I have heard this dogma oh so often. But in the end, nothing but accuracy has ever been shown to have wide appeal. The rest is just "It sounds good to me so it is good." That's fine for you, but I am after something more global and universal. Something which is not just this weeks fad like handbags.
 
OTOH, we all know how natural sounds "sounds like". And we are all able to instinctively recognize whether any sound is "right" or "wrong". That is, whether it is (seems) "natural", lifelike, or on the contrary it "has something wrong", is "not like it should be". We can all tell that by hart.

Faced with a sound from an unknown source, in most cases just about anyone is able to tell whether he is hearing a "real" sound or a reproduced one. Making it impossible (or at least harder) to tell apart a reproduction from "a real thing" is what I would call "high-fidelity" or, much more properly, "high-quality" audio reproduction.

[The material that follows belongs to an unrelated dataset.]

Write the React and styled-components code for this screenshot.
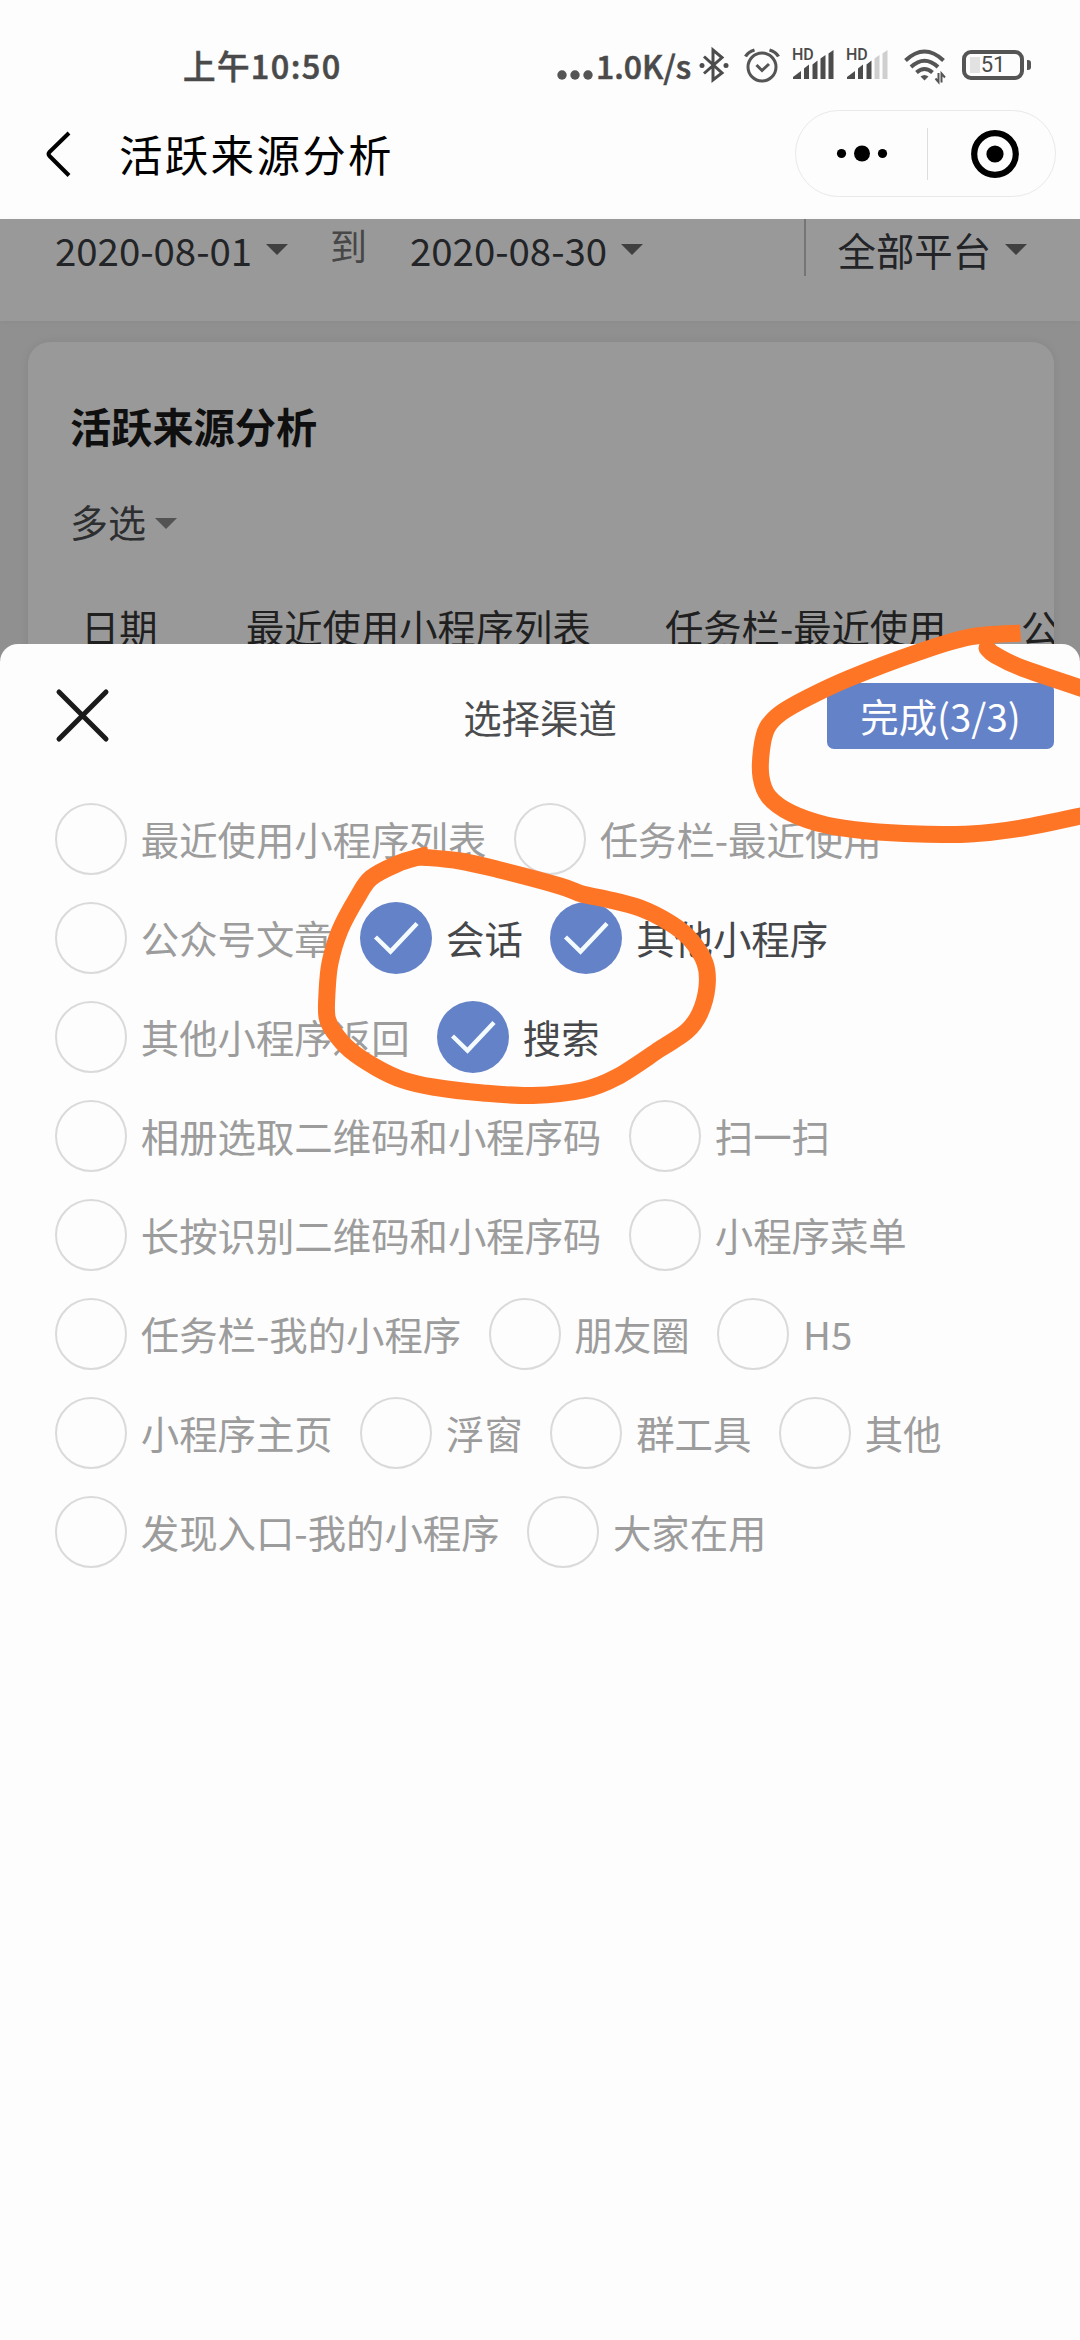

Yet that have basically nothing to do with how the recording was "supposed" to sound like, thus have nothing to do with "truth" or "fidelity" in that sense.
Exactly. For some reason it seems that very few people approach the 'business' of sound reproduction from this angle, which is why it typically sounds "wrong". And in many cases very, very wrong.

The trouble is that speaker people are trying to bend and mold sound damaged from its passage through the earlier part of the reproduction chain, to make it sound better, which always ultimately fails in some areas. The sensible way of achieving the end goal of convincing sound is to consider every part of the replay system as being critical, favouring none above the other.